Ostensibly, it’s an Animal House (1978) rip-off with not-so-subtle hints of American Pie (1999) and other Jason Biggs fare. By this measure, it is awful. The plot makes even less sense than usual (the fraternity-to-end-all-fraternities is forced to share their house with a sorority by an evil dean, who also forbids them to fraternize or make one another uncomfortable. The two sides begin trying to get their opponents thrown out through sexual harassment complaints to take control of the colonial manor they split). Some of the camera work is amateurish even by the lights of this amateur (there’s one shot that comes to mind where the top of a character’s head is sliced off by the frame). And, with all due respect to the actors, I can’t say I found the gratuitous breast and butt shots very appealing; the yoga scene will haunt my nightmares for years to come. Be warned. But these failures actually point to the movie’s only true success—embodying the essence of 2014.

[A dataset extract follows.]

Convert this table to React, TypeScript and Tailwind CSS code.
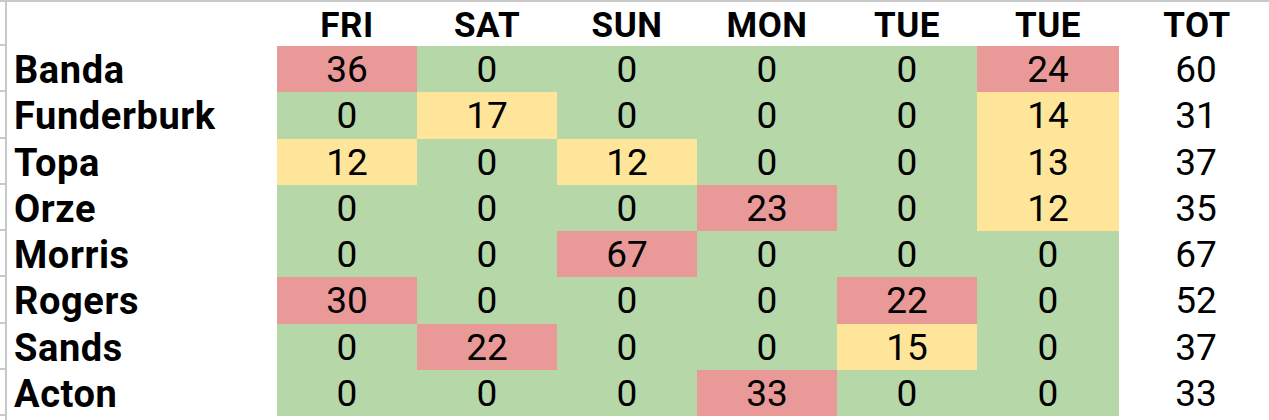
import React from 'react';

const DAYS = ['FRI', 'SAT', 'SUN', 'MON', 'TUE', 'TUE'];

type Row = { name: string; values: number[] };

const ROWS: Row[] = [
  { name: 'Banda', values: [36, 0, 0, 0, 0, 24] },
  { name: 'Funderburk', values: [0, 17, 0, 0, 0, 14] },
  { name: 'Topa', values: [12, 0, 12, 0, 0, 13] },
  { name: 'Orze', values: [0, 0, 0, 23, 0, 12] },
  { name: 'Morris', values: [0, 0, 67, 0, 0, 0] },
  { name: 'Rogers', values: [30, 0, 0, 0, 22, 0] },
  { name: 'Sands', values: [0, 22, 0, 0, 15, 0] },
  { name: 'Acton', values: [0, 0, 0, 33, 0, 0] },
];

// same thresholds as the sheet's conditional formatting
function cellColor(v: number) {
  if (v >= 20) return 'bg-[#ea9999]';
  if (v >= 10) return 'bg-[#ffe599]';
  return 'bg-[#b6d7a8]';
}

const gridCols = 'grid grid-cols-[270px_140px_140px_140px_140px_140px_142px_1fr]';

export default function App() {
  return (
    <div className="w-[1269px] h-[420px] bg-white overflow-hidden border-t-2 border-[#c8c9c8] flex font-['Roboto',sans-serif] text-black">
      {/* row gutter */}
      <div className="w-[7px] shrink-0 border-r-2 border-[#c8c9c8] flex flex-col">
        <div className="h-[44px] border-b-2 border-[#c8c9c8]" />
        {ROWS.map((r) => (
          <div key={r.name} className="h-[46.25px] border-b-2 border-[#c8c9c8] box-border" />
        ))}
      </div>

      <div className="flex-1">
        {/* header */}
        <div className={`${gridCols} h-[44px] items-center text-[35px] font-bold leading-none`}>
          <div />
          {DAYS.map((d, i) => (
            <div key={i} className="text-center pt-[3px] tracking-[0.5px]">{d}</div>
          ))}
          <div className="text-center pt-[3px] pl-[6px] tracking-[0.5px]">TOT</div>
        </div>

        {ROWS.map((row) => {
          const total = row.values.reduce((a, b) => a + b, 0);
          return (
            <div key={row.name} className={`${gridCols} h-[46.25px] text-[37px] leading-none`}>
              <div className="flex items-center pl-[7px] pt-[2px] font-bold text-[38px] tracking-[0.6px]">{row.name}</div>
              {row.values.map((v, i) => (
                <div key={i} className={`flex items-center justify-center pt-[1px] ${cellColor(v)}`}>
                  {v}
                </div>
              ))}
              <div className="flex items-center justify-center pt-[1px] pl-[4px]">{total}</div>
            </div>
          );
        })}
      </div>
    </div>
  );
}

Let me count the ways: 2014 was the age of Gamergate, a war between social justice-oriented, especially female, journalists and gamers who opposed various kinds of diversity in video gaming. It was time of the “alpha male” and the “pick-up artist.” It’s no surprise then that the fraternity in the film is known only as the “Alpha House.” Their idea of a Greek Life charity day booth is a beer chugging contest. The sorority, by contrast, is led by Kelly (Heather Page Cohn), who tries to educate her sisters about the gender wage gap but is (as we learn over the course of the movie) secretly just as kinky and desirous of men as the rest. One member of the sorority keeps reiterating how tired she is of Kelly’s feminism shtick. Alpha House implies over and over again that the misogyny of the men is all in good fun, that it’s only the stuck-up hypocrisy of a few that upset the natural order.

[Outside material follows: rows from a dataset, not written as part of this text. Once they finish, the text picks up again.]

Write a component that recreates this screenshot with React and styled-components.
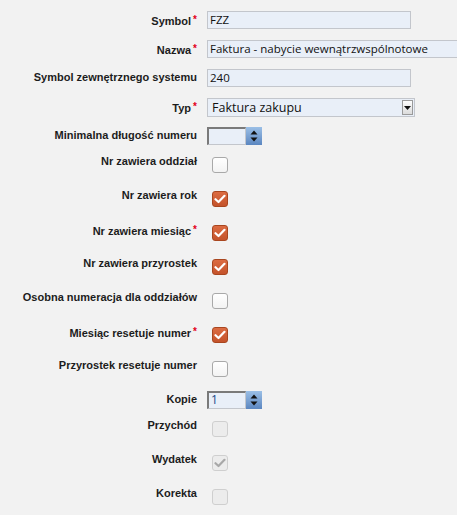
import React from "react";
import styled, { createGlobalStyle } from "styled-components";

const Global = createGlobalStyle`
  html, body {
    margin: 0;
    padding: 0;
    background: #f2f2f2;
    overflow: hidden;
  }
`;

const Form = styled.div`
  padding-top: 11px;
  width: 457px;
  overflow: hidden;
`;

const Row = styled.div`
  display: flex;
  align-items: flex-start;
  height: ${(p) => p.$h}px;
`;

const Label = styled.div`
  flex: 0 0 197px;
  text-align: right;
  font-family: "Liberation Sans", Arial, sans-serif;
  font-weight: bold;
  font-size: 11px;
  line-height: 17px;
  color: #1c1c1c;
  white-space: nowrap;
`;

const Req = styled.span`
  color: #e2001a;
  font-size: 10px;
  margin-left: 2px;
  vertical-align: 2px;
`;

const Field = styled.div`
  margin-left: 10px;
  display: flex;
  align-items: flex-start;
`;

const TextInput = styled.div`
  box-sizing: border-box;
  width: ${(p) => p.$w}px;
  flex: 0 0 auto;
  height: 18px;
  background: #e9eff8;
  border: 1px solid #c3c6cc;
  padding-left: 2px;
  font-family: "Open Sans", "DejaVu Sans", sans-serif;
  font-size: 11.5px;
  line-height: 16px;
  color: #111;
  white-space: nowrap;
`;

const Select = styled.div`
  box-sizing: border-box;
  width: 208px;
  height: 19px;
  background: #e9eff8;
  border: 1px solid #c3c6cc;
  display: flex;
  align-items: center;
  justify-content: space-between;
  padding: 0 1px 0 4px;
  font-family: "Open Sans", "DejaVu Sans", sans-serif;
  font-size: 12.5px;
  color: #111;
`;

const DropBtn = styled.span`
  box-sizing: border-box;
  width: 11px;
  height: 15px;
  background: linear-gradient(#fdfdfd, #dcdcdc);
  border: 1px solid #9a9a9a;
  display: flex;
  align-items: center;
  justify-content: center;
`;

const Spinner = styled.div`
  display: flex;
  height: 18px;
`;

const SpinInput = styled.div`
  box-sizing: border-box;
  width: 39px;
  height: 18px;
  background: #e9eff8;
  border-top: 2px solid #7a7a7a;
  border-left: 2px solid #7a7a7a;
  border-right: 1px solid #c3c6cc;
  border-bottom: 1px solid #c3c6cc;
  padding-left: 2px;
  font-family: "Open Sans", "DejaVu Sans", sans-serif;
  font-size: 12px;
  line-height: 14px;
  color: #1a4a8a;
`;

const SpinBtn = styled.div`
  width: 16px;
  height: 18px;
  background: linear-gradient(#9bbfe6, #5b86c0);
  display: flex;
  align-items: center;
  justify-content: center;
`;

const boxStyles = {
  off: "background: linear-gradient(#ffffff, #f3f3f3); border: 1px solid #a9a9a9;",
  on: "background: linear-gradient(#dc6c42, #c4532b); border: 1px solid #a9461f;",
  dis: "background: #ececec; border: 1px solid #cfcfcf;",
  disOn: "background: #ececec; border: 1px solid #cfcfcf;",
};

const Check = styled.span`
  box-sizing: border-box;
  width: 16px;
  height: 16px;
  margin: 4px 0 0 5px;
  border-radius: 3px;
  display: flex;
  align-items: center;
  justify-content: center;
  ${(p) => boxStyles[p.$v]}
`;

function Tick({ color }) {
  return (
    <svg width="12" height="10" viewBox="0 0 12 10">
      <path d="M1.5 5.2 L4.5 8 L10.5 1.8" fill="none" stroke={color} strokeWidth="2.2" strokeLinecap="round" strokeLinejoin="round" />
    </svg>
  );
}

function CheckBox({ v }) {
  return (
    <Check $v={v}>
      {v === "on" && <Tick color="#fff" />}
      {v === "disOn" && <Tick color="#a8a8a8" />}
    </Check>
  );
}

function SpinField({ value }) {
  return (
    <Spinner>
      <SpinInput>{value}</SpinInput>
      <SpinBtn>
        <svg width="8" height="12" viewBox="0 0 8 12">
          <path d="M4 0.5 L7.5 4.5 L0.5 4.5 Z" fill="#111" />
          <path d="M0.5 7.5 L7.5 7.5 L4 11.5 Z" fill="#111" />
        </svg>
      </SpinBtn>
    </Spinner>
  );
}

const checks = [
  ["Nr zawiera oddział", "off"],
  ["Nr zawiera rok", "on"],
  ["Nr zawiera miesiąc", "on", true],
  ["Nr zawiera przyrostek", "on"],
  ["Osobna numeracja dla oddziałów", "off"],
  ["Miesiąc resetuje numer", "on", true],
  ["Przyrostek resetuje numer", "off"],
];

const lastChecks = [
  ["Przychód", "dis"],
  ["Wydatek", "disOn"],
  ["Korekta", "dis"],
];

function FieldLabel({ text, req }) {
  return (
    <Label>
      {text}
      {req && <Req>*</Req>}
    </Label>
  );
}

export default function App() {
  return (
    <>
      <Global />
      <Form>
        <Row $h={29}>
          <FieldLabel text="Symbol" req />
          <Field>
            <TextInput $w={204}>FZZ</TextInput>
          </Field>
        </Row>
        <Row $h={29}>
          <FieldLabel text="Nazwa" req />
          <Field>
            <TextInput $w={270}>Faktura - nabycie wewnątrzwspólnotowe</TextInput>
          </Field>
        </Row>
        <Row $h={29}>
          <FieldLabel text="Symbol zewnętrznego systemu" />
          <Field>
            <TextInput $w={204}>240</TextInput>
          </Field>
        </Row>
        <Row $h={29}>
          <FieldLabel text="Typ" req />
          <Field>
            <Select>
              <span>Faktura zakupu</span>
              <DropBtn>
                <svg width="7" height="4" viewBox="0 0 7 4">
                  <path d="M0 0 L7 0 L3.5 4 Z" fill="#111" />
                </svg>
              </DropBtn>
            </Select>
          </Field>
        </Row>
        <Row $h={26}>
          <FieldLabel text="Minimalna długość numeru" />
          <Field>
            <SpinField value="" />
          </Field>
        </Row>
        {checks.map(([text, v, req]) => (
          <Row $h={34} key={text}>
            <FieldLabel text={text} req={req} />
            <Field>
              <CheckBox v={v} />
            </Field>
          </Row>
        ))}
        <Row $h={26}>
          <FieldLabel text="Kopie" />
          <Field>
            <SpinField value="1" />
          </Field>
        </Row>
        {lastChecks.map(([text, v]) => (
          <Row $h={34} key={text}>
            <FieldLabel text={text} />
            <Field>
              <CheckBox v={v} />
            </Field>
          </Row>
        ))}
      </Form>
    </>
  );
}
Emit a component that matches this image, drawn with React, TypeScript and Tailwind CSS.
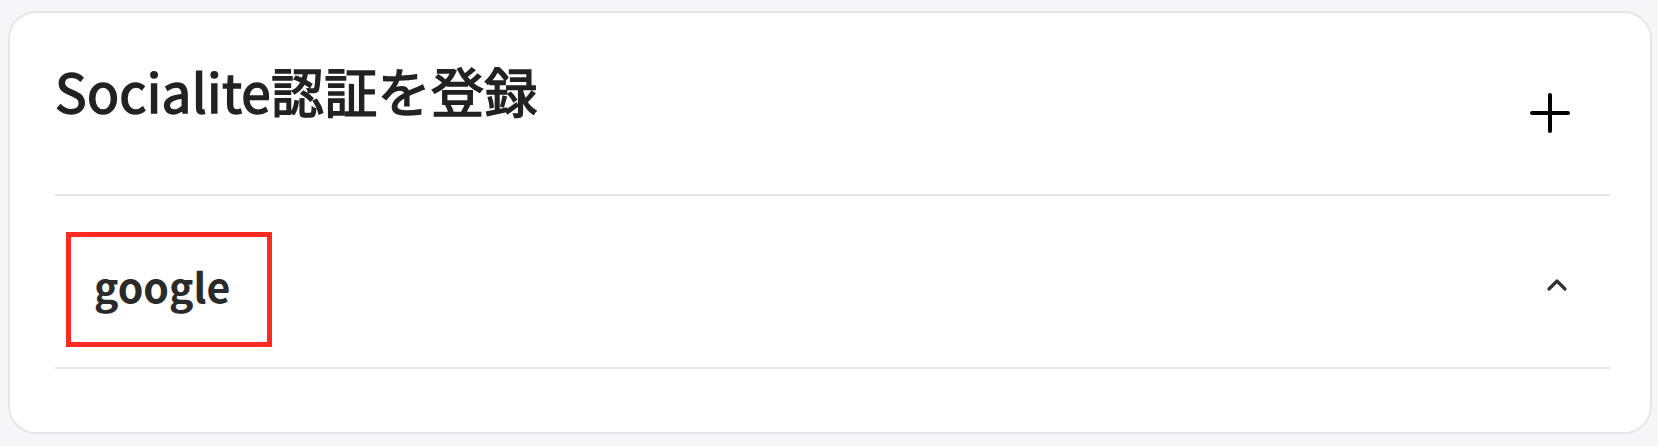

The real kicker, however, is the evil dean (D.C. Douglas). We learn that his only real reason for instituting this shift is a desire to get a job at a women’s college. His goal is to show his interest in “women’s issues” by “sissifying” the frat. Why does he want to be at a women’s college? He’s unbelievably effete with an almost Vincent Price-like swagger, and, at one point, leaves a hand on a naked pledge’s chest for just a bit too long. I assumed that, within the world of this movie, he had to be gay, a clear marker (again in this world) of a betrayal of masculinity as such. But Alpha House, dear reader, is not so simple. No. No. No. We see him chatting on his computer at one point. At minimum, the movie implies that he’s a furry. At maximum, it whispers that he’s a furry with a taste for younger, college-age (or younger?) girls. The bad guy isn’t just effeminate—he’s a raving weirdo and possible sexual sociopath.

I could go on and on. The frat bros keep having members thrown out because they can’t even begin to control themselves sexually. Most of the women are treated as airheads who love nothing more than pillow fights and bad tattoos (though, to be fair, this is yet another mark of 2014—bad tattoos). The dean tells the students that they need to integrate because this is a new age of diversity, equity, and inclusion (he doesn’t use those words because people didn’t say them in that order then, but nonetheless). This was, of course, around the time that all-male clubs at universities like Harvard were pressured into accepting women for the same reasons. It’s astounding how well Alpha House touches on every aspect of that strange moment.

In fall 2014 I returned to my college campus after a year abroad. Things were very different. I could drink legally in the US. Ubers were everywhere all of a sudden. And, strangest of all, there were protests at my school! I’d heard tell of the dreaded Bush years, of the conservative newspapers being burned on students’ doorsteps. But I came to college during the quiet Obama years. The biggest deal we had was gay marriage. And, though the school was Catholic, I don’t recall much to-do aside from occasional conversations between students and maybe some parties. But now there was something every week—a drag show getting protested, sexual misconduct and assault sit-ins, and so much more. It was strange. But, then again, so was 2014. It was a moment of transition, the bridge between the before time and the now, the seemingly placid Obama years and the age of Trump (from which we’ve never really escaped). Alpha House may not be a great movie, but it knows its moment. It’s a mess, but only because 2014 was.